:: Recorded data ::
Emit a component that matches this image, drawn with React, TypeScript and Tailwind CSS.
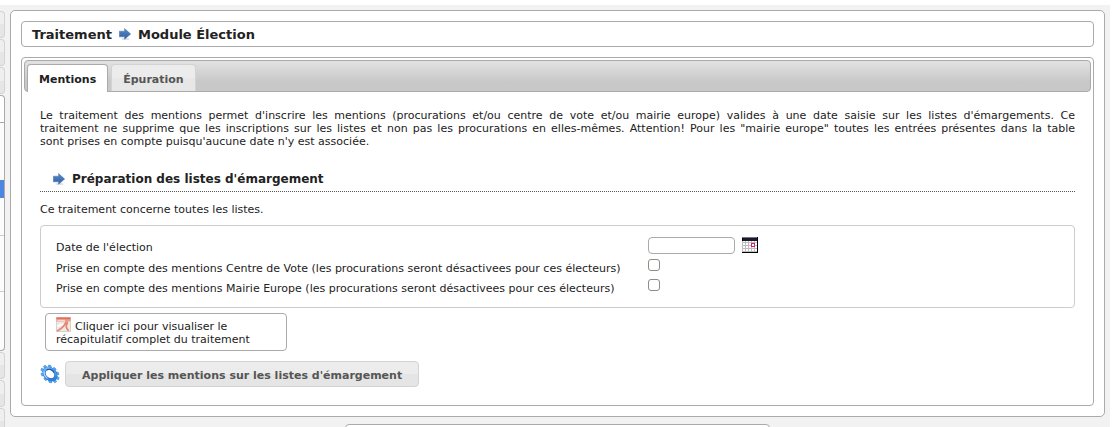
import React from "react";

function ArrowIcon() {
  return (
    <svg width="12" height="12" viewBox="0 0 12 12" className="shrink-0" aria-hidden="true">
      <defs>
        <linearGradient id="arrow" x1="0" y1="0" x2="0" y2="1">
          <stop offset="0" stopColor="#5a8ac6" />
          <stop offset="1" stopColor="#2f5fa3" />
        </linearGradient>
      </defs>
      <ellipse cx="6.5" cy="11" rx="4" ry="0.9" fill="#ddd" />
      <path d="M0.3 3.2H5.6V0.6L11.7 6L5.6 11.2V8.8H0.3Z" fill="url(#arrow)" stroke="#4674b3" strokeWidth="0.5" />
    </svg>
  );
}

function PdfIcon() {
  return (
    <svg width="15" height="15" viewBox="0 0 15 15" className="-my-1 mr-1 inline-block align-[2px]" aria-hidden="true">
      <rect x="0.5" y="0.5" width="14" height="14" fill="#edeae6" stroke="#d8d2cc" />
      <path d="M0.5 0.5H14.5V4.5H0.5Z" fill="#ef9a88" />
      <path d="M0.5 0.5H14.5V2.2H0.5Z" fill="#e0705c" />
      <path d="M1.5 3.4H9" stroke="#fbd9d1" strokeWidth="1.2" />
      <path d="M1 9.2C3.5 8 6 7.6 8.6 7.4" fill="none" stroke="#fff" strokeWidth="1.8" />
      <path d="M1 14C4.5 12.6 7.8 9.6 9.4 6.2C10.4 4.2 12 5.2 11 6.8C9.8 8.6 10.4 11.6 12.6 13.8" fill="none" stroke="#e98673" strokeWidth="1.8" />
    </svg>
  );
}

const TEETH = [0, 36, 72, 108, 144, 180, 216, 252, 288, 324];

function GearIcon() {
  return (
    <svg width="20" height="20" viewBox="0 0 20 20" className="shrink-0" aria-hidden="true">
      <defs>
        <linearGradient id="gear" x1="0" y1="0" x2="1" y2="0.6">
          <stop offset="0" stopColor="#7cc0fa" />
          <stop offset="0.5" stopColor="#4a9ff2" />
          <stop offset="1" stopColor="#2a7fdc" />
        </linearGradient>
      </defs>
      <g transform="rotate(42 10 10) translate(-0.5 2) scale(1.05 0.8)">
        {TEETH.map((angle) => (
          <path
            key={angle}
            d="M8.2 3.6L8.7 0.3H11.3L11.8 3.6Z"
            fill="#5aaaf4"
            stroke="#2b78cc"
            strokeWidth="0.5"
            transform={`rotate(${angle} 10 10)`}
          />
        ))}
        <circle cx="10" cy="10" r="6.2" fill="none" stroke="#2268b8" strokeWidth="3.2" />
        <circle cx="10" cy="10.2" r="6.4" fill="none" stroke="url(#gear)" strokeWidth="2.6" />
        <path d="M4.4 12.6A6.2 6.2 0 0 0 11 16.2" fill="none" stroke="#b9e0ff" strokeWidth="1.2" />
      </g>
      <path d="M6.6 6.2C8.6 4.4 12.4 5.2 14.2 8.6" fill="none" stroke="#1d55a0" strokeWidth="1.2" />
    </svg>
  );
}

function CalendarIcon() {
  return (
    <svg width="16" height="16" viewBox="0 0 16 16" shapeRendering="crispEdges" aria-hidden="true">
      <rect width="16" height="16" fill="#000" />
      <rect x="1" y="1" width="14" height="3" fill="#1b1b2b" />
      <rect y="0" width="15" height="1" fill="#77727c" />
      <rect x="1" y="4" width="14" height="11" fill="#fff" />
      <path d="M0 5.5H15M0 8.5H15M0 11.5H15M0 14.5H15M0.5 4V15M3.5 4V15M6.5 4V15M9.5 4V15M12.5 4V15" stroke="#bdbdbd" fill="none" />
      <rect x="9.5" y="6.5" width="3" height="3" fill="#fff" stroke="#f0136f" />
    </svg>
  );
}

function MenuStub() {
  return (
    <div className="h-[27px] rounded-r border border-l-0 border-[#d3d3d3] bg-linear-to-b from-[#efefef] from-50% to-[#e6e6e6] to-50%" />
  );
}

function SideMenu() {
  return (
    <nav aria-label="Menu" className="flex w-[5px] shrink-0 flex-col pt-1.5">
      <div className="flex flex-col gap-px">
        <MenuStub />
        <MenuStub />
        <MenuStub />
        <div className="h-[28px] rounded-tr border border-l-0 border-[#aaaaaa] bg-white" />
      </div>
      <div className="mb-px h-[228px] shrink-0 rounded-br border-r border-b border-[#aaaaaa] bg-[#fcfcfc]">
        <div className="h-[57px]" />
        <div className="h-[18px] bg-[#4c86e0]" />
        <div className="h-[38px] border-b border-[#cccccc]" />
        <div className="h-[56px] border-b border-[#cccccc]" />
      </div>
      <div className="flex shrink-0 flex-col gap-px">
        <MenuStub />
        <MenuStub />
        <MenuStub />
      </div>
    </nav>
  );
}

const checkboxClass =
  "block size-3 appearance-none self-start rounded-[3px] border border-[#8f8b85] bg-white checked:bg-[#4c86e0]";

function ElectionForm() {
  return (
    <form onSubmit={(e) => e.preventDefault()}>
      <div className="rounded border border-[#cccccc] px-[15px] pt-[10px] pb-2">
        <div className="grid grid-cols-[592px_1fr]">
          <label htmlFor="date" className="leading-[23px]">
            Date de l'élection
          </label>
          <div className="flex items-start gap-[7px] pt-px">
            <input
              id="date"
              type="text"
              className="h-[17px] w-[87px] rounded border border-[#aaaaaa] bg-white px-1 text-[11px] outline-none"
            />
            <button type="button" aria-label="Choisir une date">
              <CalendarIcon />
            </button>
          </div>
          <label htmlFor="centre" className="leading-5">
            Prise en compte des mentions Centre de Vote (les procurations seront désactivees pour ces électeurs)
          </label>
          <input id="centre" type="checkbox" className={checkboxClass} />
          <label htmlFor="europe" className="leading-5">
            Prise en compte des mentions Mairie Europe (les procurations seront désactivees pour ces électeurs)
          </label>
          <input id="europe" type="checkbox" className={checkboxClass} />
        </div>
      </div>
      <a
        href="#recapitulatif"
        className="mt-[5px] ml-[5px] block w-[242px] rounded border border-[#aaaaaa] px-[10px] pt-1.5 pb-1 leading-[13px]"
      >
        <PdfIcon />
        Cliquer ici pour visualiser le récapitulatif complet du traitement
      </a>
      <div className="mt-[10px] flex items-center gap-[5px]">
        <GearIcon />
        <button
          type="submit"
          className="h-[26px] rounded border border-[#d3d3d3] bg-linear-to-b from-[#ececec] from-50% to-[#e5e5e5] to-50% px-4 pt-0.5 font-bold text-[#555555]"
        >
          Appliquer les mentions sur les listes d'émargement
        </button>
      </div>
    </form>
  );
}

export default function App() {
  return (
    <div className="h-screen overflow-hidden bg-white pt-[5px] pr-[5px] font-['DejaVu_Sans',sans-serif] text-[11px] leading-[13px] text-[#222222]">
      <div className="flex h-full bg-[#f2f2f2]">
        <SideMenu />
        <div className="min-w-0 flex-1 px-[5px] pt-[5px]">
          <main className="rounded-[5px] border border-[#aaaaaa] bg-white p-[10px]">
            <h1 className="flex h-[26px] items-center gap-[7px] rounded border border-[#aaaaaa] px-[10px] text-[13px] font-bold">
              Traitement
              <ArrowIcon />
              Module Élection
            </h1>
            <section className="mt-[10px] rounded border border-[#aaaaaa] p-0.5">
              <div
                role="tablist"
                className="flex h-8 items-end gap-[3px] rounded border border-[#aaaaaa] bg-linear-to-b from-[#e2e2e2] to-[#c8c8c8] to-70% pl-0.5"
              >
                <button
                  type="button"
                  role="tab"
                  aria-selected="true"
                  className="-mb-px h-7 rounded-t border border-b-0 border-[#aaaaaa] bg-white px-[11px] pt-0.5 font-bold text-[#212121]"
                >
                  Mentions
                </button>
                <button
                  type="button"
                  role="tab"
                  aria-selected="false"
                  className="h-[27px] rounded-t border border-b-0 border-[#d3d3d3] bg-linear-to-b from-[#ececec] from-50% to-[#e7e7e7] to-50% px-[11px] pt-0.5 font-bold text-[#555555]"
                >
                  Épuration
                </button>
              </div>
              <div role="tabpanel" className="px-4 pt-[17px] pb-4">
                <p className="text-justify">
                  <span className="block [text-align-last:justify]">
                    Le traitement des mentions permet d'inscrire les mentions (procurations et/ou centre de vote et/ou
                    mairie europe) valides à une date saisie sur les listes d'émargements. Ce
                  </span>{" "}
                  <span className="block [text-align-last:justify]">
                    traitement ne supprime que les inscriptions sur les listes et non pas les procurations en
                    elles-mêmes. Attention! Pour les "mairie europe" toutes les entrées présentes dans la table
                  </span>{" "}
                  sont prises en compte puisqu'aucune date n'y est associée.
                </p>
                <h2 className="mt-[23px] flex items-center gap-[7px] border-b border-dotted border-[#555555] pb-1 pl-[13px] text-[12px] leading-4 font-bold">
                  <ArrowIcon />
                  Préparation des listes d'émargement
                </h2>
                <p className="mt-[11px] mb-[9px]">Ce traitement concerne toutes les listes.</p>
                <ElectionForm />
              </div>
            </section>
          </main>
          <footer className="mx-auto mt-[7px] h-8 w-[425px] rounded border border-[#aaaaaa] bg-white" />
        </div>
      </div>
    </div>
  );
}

:: Given exercise ::
Extract the lines exactly, please: the first line of the listing, the line with "252, 288, 324];", and every line between them, but no pictures.

:: Solved exercise ::
Emit a component that matches this image, drawn with React, TypeScript and Tailwind CSS.
import React from "react";

function ArrowIcon() {
  return (
    <svg width="12" height="12" viewBox="0 0 12 12" className="shrink-0" aria-hidden="true">
      <defs>
        <linearGradient id="arrow" x1="0" y1="0" x2="0" y2="1">
          <stop offset="0" stopColor="#5a8ac6" />
          <stop offset="1" stopColor="#2f5fa3" />
        </linearGradient>
      </defs>
      <ellipse cx="6.5" cy="11" rx="4" ry="0.9" fill="#ddd" />
      <path d="M0.3 3.2H5.6V0.6L11.7 6L5.6 11.2V8.8H0.3Z" fill="url(#arrow)" stroke="#4674b3" strokeWidth="0.5" />
    </svg>
  );
}

function PdfIcon() {
  return (
    <svg width="15" height="15" viewBox="0 0 15 15" className="-my-1 mr-1 inline-block align-[2px]" aria-hidden="true">
      <rect x="0.5" y="0.5" width="14" height="14" fill="#edeae6" stroke="#d8d2cc" />
      <path d="M0.5 0.5H14.5V4.5H0.5Z" fill="#ef9a88" />
      <path d="M0.5 0.5H14.5V2.2H0.5Z" fill="#e0705c" />
      <path d="M1.5 3.4H9" stroke="#fbd9d1" strokeWidth="1.2" />
      <path d="M1 9.2C3.5 8 6 7.6 8.6 7.4" fill="none" stroke="#fff" strokeWidth="1.8" />
      <path d="M1 14C4.5 12.6 7.8 9.6 9.4 6.2C10.4 4.2 12 5.2 11 6.8C9.8 8.6 10.4 11.6 12.6 13.8" fill="none" stroke="#e98673" strokeWidth="1.8" />
    </svg>
  );
}

const TEETH = [0, 36, 72, 108, 144, 180, 216, 252, 288, 324];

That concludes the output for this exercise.